Locate the word "components" in the data below, then copy every line that holds it.
════════════════
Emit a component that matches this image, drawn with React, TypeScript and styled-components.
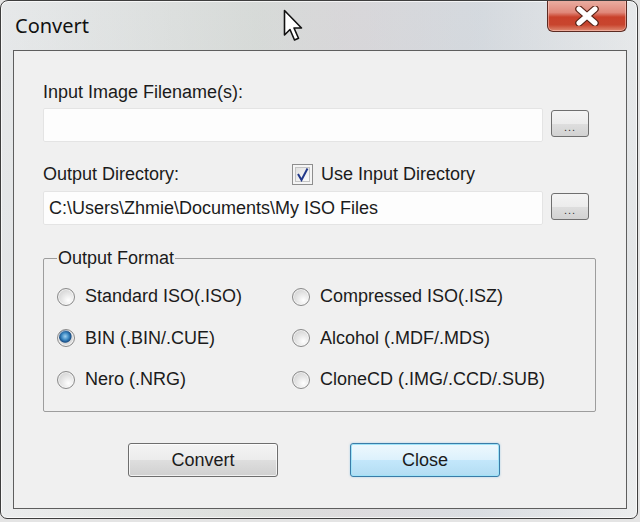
import styled, { createGlobalStyle } from "styled-components";

const GlobalStyle = createGlobalStyle`
  html, body {
    margin: 0;
    padding: 0;
    background: #e4e4e4;
  }
  body {
    font-family: "Liberation Sans", Arial, sans-serif;
  }
`;

const formats = [
  { label: "Standard ISO(.ISO)", checked: false },
  { label: "Compressed ISO(.ISZ)", checked: false },
  { label: "BIN (.BIN/.CUE)", checked: true },
  { label: "Alcohol (.MDF/.MDS)", checked: false },
  { label: "Nero (.NRG)", checked: false },
  { label: "CloneCD (.IMG/.CCD/.SUB)", checked: false },
];

export default function App() {
  return (
    <>
      <GlobalStyle />
      <Window>
        <TitleBar>
          <Title>Convert</Title>
          <CloseButton>
            <svg width="26" height="20" viewBox="0 0 26 20">
              <path
                d="M5 3 L21 17 M21 3 L5 17"
                stroke="#5a2418"
                strokeWidth="7.5"
                strokeLinecap="round"
              />
              <path
                d="M5 3 L21 17 M21 3 L5 17"
                stroke="#ffffff"
                strokeWidth="5"
                strokeLinecap="round"
              />
            </svg>
          </CloseButton>
        </TitleBar>
        <Client>
          <Label>Input Image Filename(s):</Label>
          <FieldRow>
            <TextBox />
            <BrowseButton>...</BrowseButton>
          </FieldRow>
          <LabelRow>
            <Label>Output Directory:</Label>
            <CheckLabel>
              <CheckBox>
                <svg width="15" height="15" viewBox="0 0 15 15">
                  <path
                    d="M3 7 L6.5 13 L12.5 1.5"
                    fill="none"
                    stroke="#23398a"
                    strokeWidth="2"
                  />
                </svg>
              </CheckBox>
              Use Input Directory
            </CheckLabel>
          </LabelRow>
          <FieldRow>
            <TextBox>C:\Users\Zhmie\Documents\My ISO Files</TextBox>
            <BrowseButton>...</BrowseButton>
          </FieldRow>
          <GroupBox>
            <GroupLegend>Output Format</GroupLegend>
            <RadioGrid>
              {formats.map((f) => (
                <RadioItem key={f.label}>
                  <Radio $checked={f.checked} />
                  {f.label}
                </RadioItem>
              ))}
            </RadioGrid>
          </GroupBox>
          <ButtonRow>
            <PushButton>Convert</PushButton>
            <PushButton $default>Close</PushButton>
          </ButtonRow>
        </Client>
        <Cursor width="22" height="34" viewBox="0 0 22 34">
          <path
            d="M1.5 1.5 L1.5 26 L7 20.5 L11.5 31 L15.5 29.3 L11 19 L18.5 19 Z"
            fill="#ffffff"
            stroke="#111"
            strokeWidth="1.6"
            strokeLinejoin="round"
          />
        </Cursor>
      </Window>
    </>
  );
}

const Window = styled.div`
  position: relative;
  width: 638px;
  height: 519px;
  box-sizing: border-box;
  display: flex;
  flex-direction: column;
  border: 1px solid #3e3e3e;
  border-radius: 8px 8px 7px 7px;
  overflow: hidden;
  background: linear-gradient(
      90deg,
      rgba(255, 255, 255, 0.3) 0%,
      rgba(200, 205, 190, 0.25) 40%,
      rgba(205, 190, 195, 0.25) 55%,
      rgba(190, 200, 215, 0.25) 75%,
      rgba(255, 255, 255, 0.3) 100%
    ),
    linear-gradient(180deg, #dcdfe1 0%, #d8dbdd 50%, #e3e5e6 100%);
  box-shadow: inset 0 0 0 1px rgba(255, 255, 255, 0.7);
`;

const TitleBar = styled.div`
  height: 49px;
  flex: none;
  display: flex;
  justify-content: space-between;
  align-items: flex-start;
  padding: 0 10px 0 14px;
`;

const Title = styled.div`
  margin-top: 13px;
  font-family: "Noto Sans", "Open Sans", sans-serif;
  font-size: 20px;
  line-height: 24px;
  color: #111;
`;

const CloseButton = styled.div`
  width: 80px;
  height: 32px;
  margin-top: -1px;
  box-sizing: border-box;
  display: flex;
  align-items: center;
  justify-content: center;
  border: 1px solid #5b2a22;
  border-top: none;
  border-radius: 0 0 6px 6px;
  background: linear-gradient(
    180deg,
    #eab0a4 0%,
    #e0887a 40%,
    #c9412b 55%,
    #c8452e 80%,
    #df8a72 100%
  );
  box-shadow: inset 0 0 0 1px rgba(255, 210, 200, 0.5);
`;

const Client = styled.div`
  flex: 1;
  margin: 0 10px 9px 12px;
  padding: 30px 0 0 29px;
  border: 1px solid #5e5e5e;
  background: #f0f0f0;
  display: flex;
  flex-direction: column;
  align-items: flex-start;
  color: #1b1b1b;
  font-size: 18px;
`;

const Label = styled.div`
  line-height: 22px;
  height: 22px;
`;

const FieldRow = styled.div`
  margin-top: 5px;
  display: flex;
  align-items: center;
  gap: 8px;
`;

const TextBox = styled.div`
  width: 500px;
  height: 34px;
  box-sizing: border-box;
  padding: 0 5px;
  line-height: 32px;
  background: #fdfdfd;
  border: 1px solid #e4e4e4;
  border-radius: 2px;
  white-space: nowrap;
`;

const BrowseButton = styled.div`
  width: 38px;
  height: 27px;
  margin-top: -3px;
  box-sizing: border-box;
  border: 1px solid #6f6f6f;
  border-radius: 3px;
  background: linear-gradient(180deg, #f4f4f4 0%, #ececec 50%, #dedede 51%, #d2d2d2 100%);
  font-size: 11px;
  line-height: 11px;
  letter-spacing: 1px;
  text-align: center;
  padding-top: 11px;
  color: #333;
`;

const LabelRow = styled.div`
  margin-top: 20px;
  height: 24px;
  display: flex;
  align-items: center;
  gap: 113px;
`;

const CheckLabel = styled.div`
  display: flex;
  align-items: center;
  gap: 8px;
  line-height: 22px;
`;

const CheckBox = styled.span`
  width: 21px;
  height: 21px;
  box-sizing: border-box;
  border: 1px solid #8e8e8e;
  background: linear-gradient(135deg, #dadada 0%, #f4f4f4 60%, #ffffff 100%);
  box-shadow: inset 0 0 0 2px #f5f5f5, inset 0 0 0 3px #c4c4c4;
  display: flex;
  align-items: center;
  justify-content: center;
`;

const GroupBox = styled.fieldset`
  margin: 22px 0 0 0;
  width: 553px;
  box-sizing: border-box;
  padding: 0 0 10px 13px;
  border: 1px solid #9d9d9d;
  border-radius: 2px;
`;

const GroupLegend = styled.legend`
  padding: 0 1px;
  line-height: 22px;
  font-size: 18px;
`;

const RadioGrid = styled.div`
  margin-top: 7px;
  display: grid;
  grid-template-columns: 235px auto;
  grid-auto-rows: 41.5px;
`;

const RadioItem = styled.div`
  display: flex;
  align-items: center;
  gap: 10px;
  white-space: nowrap;
`;

const Radio = styled.span<{ $checked?: boolean }>`
  width: 18px;
  height: 18px;
  box-sizing: border-box;
  border-radius: 50%;
  border: 1px solid #8a8a8a;
  background: ${(p) =>
    p.$checked
      ? "radial-gradient(circle at 45% 40%, #9fd0f0 0%, #3b88c2 28%, #1b4f86 45%, #d8d8d8 52%, #f2f2f2 100%)"
      : "radial-gradient(circle at 65% 70%, #ffffff 0%, #e8e8e8 40%, #c8c8c8 100%)"};
  box-shadow: inset 0 0 0 1px rgba(255, 255, 255, 0.6);
`;

const ButtonRow = styled.div`
  margin: 31px 0 0 85px;
  display: flex;
  gap: 72px;
`;

const PushButton = styled.div<{ $default?: boolean }>`
  width: 150px;
  height: 34px;
  box-sizing: border-box;
  border: 1px solid ${(p) => (p.$default ? "#3a7ca8" : "#6e6e6e")};
  border-radius: 3px;
  text-align: center;
  line-height: 32px;
  font-size: 18px;
  color: #1b1b1b;
  background: ${(p) =>
    p.$default
      ? "linear-gradient(180deg, #eef8fd 0%, #dcf1fc 50%, #c3e7fb 51%, #b3ddf3 100%)"
      : "linear-gradient(180deg, #f4f4f4 0%, #ececec 50%, #dedede 51%, #d0d0d0 100%)"};
  box-shadow: ${(p) =>
    p.$default
      ? "inset 0 0 0 1px #9fe3f8, 0 0 2px rgba(80, 170, 220, 0.5)"
      : "inset 0 0 0 1px rgba(255, 255, 255, 0.7)"};
`;

const Cursor = styled.svg`
  position: absolute;
  left: 282px;
  top: 8px;
`;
════════════════
Solution to the problem:
Emit a component that matches this image, drawn with React, TypeScript and styled-components.
import styled, { createGlobalStyle } from "styled-components";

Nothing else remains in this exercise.